Sepsis caused by gram-positive bacteria lacking lipopolysaccharide (LPS) has become a major and increasing cause of mortality in intensive-care units. We have recently demonstrated that the gram-positive-specific bacterial cell wall component lipoteichoic acid (LTA) stimulates the release of the proinflammatory cytokines in Kupffer cells in culture. In the present study, we have started to assess the signal transduction events by which LTA induces the production of tumor necrosis factor alpha (TNF-alpha), interleukin-6 (IL-6), and the anti-inflammatory cytokine IL-10 in rat Kupffer cells. LTA was found to trigger phosphorylation of mitogen-activated protein kinases (MAPK) (p38 MAPK and ERK 1/2) and protein kinase B (PKB).
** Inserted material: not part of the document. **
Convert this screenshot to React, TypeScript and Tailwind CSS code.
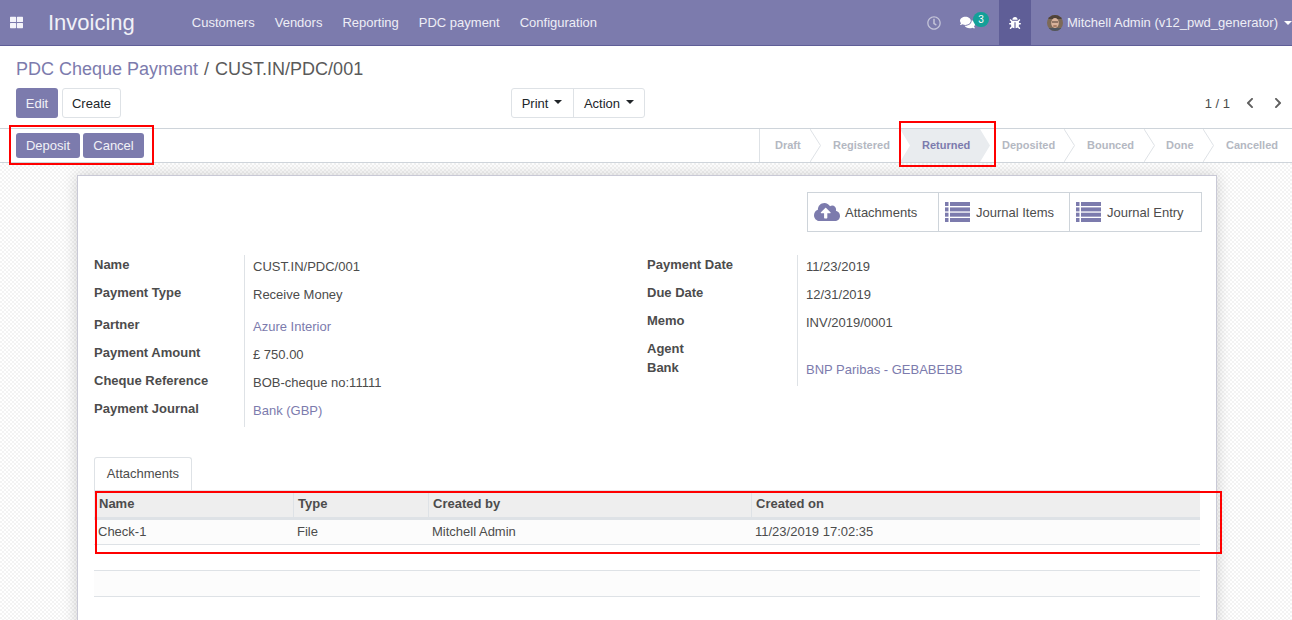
import React from "react";
import { FaThLarge, FaRegClock, FaComments, FaBug, FaCloudUploadAlt, FaChevronLeft, FaChevronRight } from "react-icons/fa";

const Caret = ({ className = "" }: { className?: string }) => (
  <span className={`inline-block w-0 h-0 border-x-[4px] border-x-transparent border-t-[4px] ${className}`} />
);

const Avatar = () => (
  <svg width="16" height="16" viewBox="0 0 16 16" className="shrink-0">
    <defs><clipPath id="av"><circle cx="8" cy="8" r="8" /></clipPath></defs>
    <g clipPath="url(#av)">
      <rect width="16" height="16" fill="#7d6a58" />
      <rect x="0" y="0" width="16" height="4" fill="#4f4238" />
      <ellipse cx="8" cy="8" rx="3.8" ry="5" fill="#d9b39b" />
      <rect x="5" y="6.5" width="6" height="1" fill="#4a3a33" />
      <rect x="0" y="13" width="16" height="3" fill="#4f5660" />
      <ellipse cx="8" cy="11" rx="2.2" ry="1" fill="#a67c64" />
    </g>
  </svg>
);

const ListIcon = () => (
  <svg width="25" height="20" viewBox="0 0 25 20" fill="#7c7bad" className="shrink-0">
    <rect x="0" y="0" width="3.5" height="4" />
    <rect x="5" y="0" width="20" height="4" />
    <rect x="0" y="5.4" width="3.5" height="4" />
    <rect x="5" y="5.4" width="20" height="4" />
    <rect x="0" y="10.7" width="3.5" height="4" />
    <rect x="5" y="10.7" width="20" height="4" />
    <rect x="0" y="16" width="3.5" height="4" />
    <rect x="5" y="16" width="20" height="4" />
  </svg>
);

const Nav = () => (
  <header className="h-[46px] shrink-0 bg-[#7c7bad] border-b border-[#5f5e97] flex items-center text-white text-[13px]">
    <FaThLarge className="ml-[10px] text-[13px] text-[#f4f4fa]" />
    <span className="ml-[25px] text-[22px] text-[#f1f1f7] leading-none">Invoicing</span>
    <nav className="ml-[57px] flex gap-[20px] text-[#eeeef6]">
      <span>Customers</span><span>Vendors</span><span>Reporting</span><span>PDC payment</span><span>Configuration</span>
    </nav>
    <div className="ml-auto flex items-center h-full">
      <FaRegClock className="text-[14px] text-[#c3c3d8]" />
      <div className="relative ml-[19px] mr-[11px] w-[28px] h-full flex items-center">
        <FaComments className="text-[15px] text-white" />
        <span className="absolute left-[13px] top-[12px] w-[16px] h-[15px] rounded-full bg-[#14a098] text-white text-[10px] flex items-center justify-center">3</span>
      </div>
      <div className="w-[32px] h-full bg-[#5f5e97] flex items-center justify-center"><FaBug className="text-[12px] text-white" /></div>
      <div className="ml-[16px] flex items-center gap-[4px] text-[#eeeef6]">
        <Avatar />
        <span>Mitchell Admin (v12_pwd_generator)</span>
        <Caret className="ml-[2px] border-t-white" />
      </div>
    </div>
  </header>
);

const ControlPanel = () => (
  <section className="shrink-0 h-[82px] bg-white px-4 flex flex-col">
    <div className="h-[42px] pt-[11px] text-[18px] leading-[24px] whitespace-nowrap">
      <span className="text-[#7c7bad]">PDC Cheque Payment</span>
      <span className="text-[#5a5a5a] ml-[6px]">/</span>
      <span className="text-[#5a5a5a] ml-[6px]">CUST.IN/PDC/001</span>
    </div>
    <div className="flex items-center h-[30px]">
      <div className="flex gap-[4px] w-[495px]">
        <button className="w-[42px] h-[30px] pt-[1px] rounded-[3px] bg-[#7c7bad] text-[#f1f1f7]">Edit</button>
        <button className="w-[59px] h-[30px] pt-[1px] rounded-[3px] bg-white border border-[#dee2e6] text-[#212529]">Create</button>
      </div>
      <div className="flex h-[30px] border border-[#dee2e6] rounded-[3px] text-[#212529]">
        <button className="w-[62px] pt-[1px] pr-[1px] flex items-center justify-center gap-[6px] border-r border-[#dee2e6]">Print <Caret className="border-t-[#212529] -mt-[3px]" /></button>
        <button className="w-[70px] pt-[1px] flex items-center justify-center gap-[6px]">Action <Caret className="border-t-[#212529] -mt-[3px]" /></button>
      </div>
      <div className="ml-auto -mr-[8px] flex items-center text-[#4c4c4c]">
        <span className="pt-[1px]">1 / 1</span>
        <FaChevronLeft className="ml-[14px] text-[12px] text-[#5f5f5f]" />
        <FaChevronRight className="ml-[16px] text-[12px] text-[#5f5f5f]" />
      </div>
    </div>
  </section>
);

const steps: { t: string; w: string; pl: string; active?: boolean }[] = [
  { t: "Draft", w: "w-[50px]", pl: "pl-[15px]" },
  { t: "Registered", w: "w-[91px]", pl: "pl-[23px]" },
  { t: "Returned", w: "w-[79px]", pl: "pl-[21px]", active: true },
  { t: "Deposited", w: "w-[84px]", pl: "pl-[22px]" },
  { t: "Bounced", w: "w-[80px]", pl: "pl-[23px]" },
  { t: "Done", w: "w-[59px]", pl: "pl-[22px]" },
  { t: "Cancelled", w: "w-[89px]", pl: "pl-[23px]" },
];

const StatusRow = () => (
  <section className="shrink-0 h-[35px] bg-white border-y border-[#ced4da] flex items-center justify-between pl-4">
    <div className="flex gap-[3px]">
      <button className="w-[64px] h-[25px] rounded-[3px] bg-[#7c7bad] text-[#f1f1f7]">Deposit</button>
      <button className="w-[61px] h-[25px] rounded-[3px] bg-[#7c7bad] text-[#f1f1f7]">Cancel</button>
    </div>
    <div className="flex h-full border-l border-[#dee2e6] text-[11px] font-bold">
      {steps.map((s, i) => (
        <div key={s.t} className={`relative h-full flex items-center ${s.w} ${s.pl} ${s.active ? "text-[#7c7bad]" : "text-[#b4b8c2]"}`}>
          {s.active && <span className="absolute -left-[1px] top-0 bottom-0 w-[91px] bg-[#e9ecef] [clip-path:polygon(0_0,80px_0,90px_50%,80px_100%,0_100%,10px_50%)]" />}
          <span className="relative">{s.t}</span>
          {i < steps.length - 1 && !s.active && !steps[i + 1].active && (
            <svg width="11" height="33" viewBox="0 0 11 33" className="absolute left-full top-0 z-10 pointer-events-none" fill="none">
              <path d="M0 0 L10.5 16.5 L0 33" stroke="#dee2e6" />
            </svg>
          )}
        </div>
      ))}
    </div>
  </section>
);

const StatBtn = ({ icon, label }: { icon: React.ReactNode; label: string }) => (
  <div className="w-[131px] h-full flex items-center pl-[6px] border-r border-[#ced4da] last:border-r-0 text-[#4c4c4c]">
    <span className="w-[31px] text-[#7c7bad] flex items-center">{icon}</span>
    <span className="pt-[1px]">{label}</span>
  </div>
);

const Field = ({ label, value, link, row }: { label: string; value?: string; link?: boolean; row: string }) => (
  <div className={`flex ${row}`}>
    <div className="w-[150px] font-bold text-[#4c4c4c] leading-[20px]">{label}</div>
    <div className={`flex-1 border-l border-[#dee2e6] pl-[8px] pt-[2px] leading-[20px] ${link ? "text-[#7c7bad]" : "text-[#4c4c4c]"}`}>{value}</div>
  </div>
);

const Sheet = () => (
  <article className="ml-[77px] mt-[12px] w-[1140px] h-[600px] bg-white border border-[#c9c9d6] shadow-[0_0_14px_rgba(0,0,0,0.18)] px-[16px] pt-[16px]">
    <div className="flex justify-end -mr-[2px]">
      <div className="flex h-[40px] border border-[#ced4da]">
        <StatBtn icon={<FaCloudUploadAlt className="text-[26px]" />} label="Attachments" />
        <StatBtn icon={<ListIcon />} label="Journal Items" />
        <StatBtn icon={<ListIcon />} label="Journal Entry" />
      </div>
    </div>
    <div className="mt-[23px] flex">
      <div className="w-[553px]">
        <div className="w-[523px]">
          <Field label="Name" value="CUST.IN/PDC/001" row="h-[28px]" />
          <Field label="Payment Type" value="Receive Money" row="h-[32px]" />
          <Field label="Partner" value="Azure Interior" link row="h-[28px]" />
          <Field label="Payment Amount" value="£ 750.00" row="h-[28px]" />
          <Field label="Cheque Reference" value="BOB-cheque no:11111" row="h-[28px]" />
          <Field label="Payment Journal" value="Bank (GBP)" link row="h-[28px]" />
        </div>
      </div>
      <div className="w-[553px]">
        <Field label="Payment Date" value="11/23/2019" row="h-[28px]" />
        <Field label="Due Date" value="12/31/2019" row="h-[28px]" />
        <Field label="Memo" value="INV/2019/0001" row="h-[28px]" />
        <Field label="Agent" row="h-[19px]" />
        <div className="flex h-[28px]">
          <div className="w-[150px] font-bold text-[#4c4c4c] leading-[20px]">Bank</div>
          <div className="flex-1 border-l border-[#dee2e6] pl-[8px] pt-[2px] leading-[20px] text-[#7c7bad]">BNP Paribas - GEBABEBB</div>
        </div>
      </div>
    </div>
    <div className="mt-[30px] h-[33px] flex items-end">
      <div className="w-[98px] h-[33px] border border-b-0 border-[#dee2e6] rounded-t-[3px] bg-white flex items-center justify-center text-[#4c4c4c]">Attachments</div>
    </div>
    <div className="border-t-[3px] border-[#dee2e6]">
      <div className="h-[24px] bg-[#eeeeee] grid grid-cols-[200px_135px_323px_1fr] font-bold text-[#4c4c4c] leading-[21px]">
        <div className="pl-[5px] border-r border-[#dee2e6]">Name</div>
        <div className="pl-[4px] border-r border-[#dee2e6]">Type</div>
        <div className="pl-[4px] border-r border-[#dee2e6]">Created by</div>
        <div className="pl-[4px]">Created on</div>
      </div>
      <div className="h-[3px] bg-[#dee2e6]" />
      <div className="h-[25px] bg-[#fcfcfc] border-b border-[#dee2e6] grid grid-cols-[200px_135px_323px_1fr] text-[#4c4c4c] leading-[23px]">
        <div className="pl-[4px]">Check-1</div>
        <div className="pl-[3px]">File</div>
        <div className="pl-[3px]">Mitchell Admin</div>
        <div className="pl-[3px]">11/23/2019 17:02:35</div>
      </div>
      <div className="mt-[25px] h-[27px] bg-[#fcfcfc] border-y border-[#dee2e6]" />
    </div>
  </article>
);

const RedBox = ({ className }: { className: string }) => (
  <div className={`absolute border-2 border-[#ff0000] pointer-events-none z-20 ${className}`} />
);

export default function App() {
  return (
    <div className="relative w-[1292px] h-[620px] overflow-hidden flex flex-col bg-white text-[13px] font-['Liberation_Sans',Arial,sans-serif]">
      <Nav />
      <ControlPanel />
      <StatusRow />
      <main className="flex-1 min-h-0 overflow-hidden bg-[repeating-conic-gradient(#f3f3f3_0%_25%,#ffffff_0%_50%)] bg-[length:4px_4px]">
        <Sheet />
      </main>
      <RedBox className="left-[9px] top-[125px] w-[145px] h-[40px]" />
      <RedBox className="left-[899px] top-[121px] w-[97px] h-[46px]" />
      <RedBox className="left-[95px] top-[491px] w-[1127px] h-[63px]" />
    </div>
  );
}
Compared to LPS, LTA was more potent in inducing PKB phosphorylation after 40 min, although we found that the cytokine responses were similar. For both bacterial molecules, blocking phosphatidylinositol 3-kinase (PI3-K; Ly294002) or Janus kinase 2 (JAK-2; AG490) particularly affected the induction of IL-6 and IL-10 release, whereas TNF-alpha levels were strongly reduced by inhibition of Src family tyrosine kinases (PP2). All three cytokines were reduced by inhibition of p38 MAPK (SB202190) or the broad-range tyrosine kinase inhibitor genistein, whereas IL-6 release was particularly blocked by inhibition of ERK 1/2 (PD98059). Divergences in the regulatory pathways controlling TNF-alpha, IL-10, and IL-6 production in Kupffer cells following LPS or LTA stimulation may create a basis for understanding how the balance between pro- and anti-inflammatory cytokines is regulated in the liver following infections by gram-positive or gram-negative bacteria.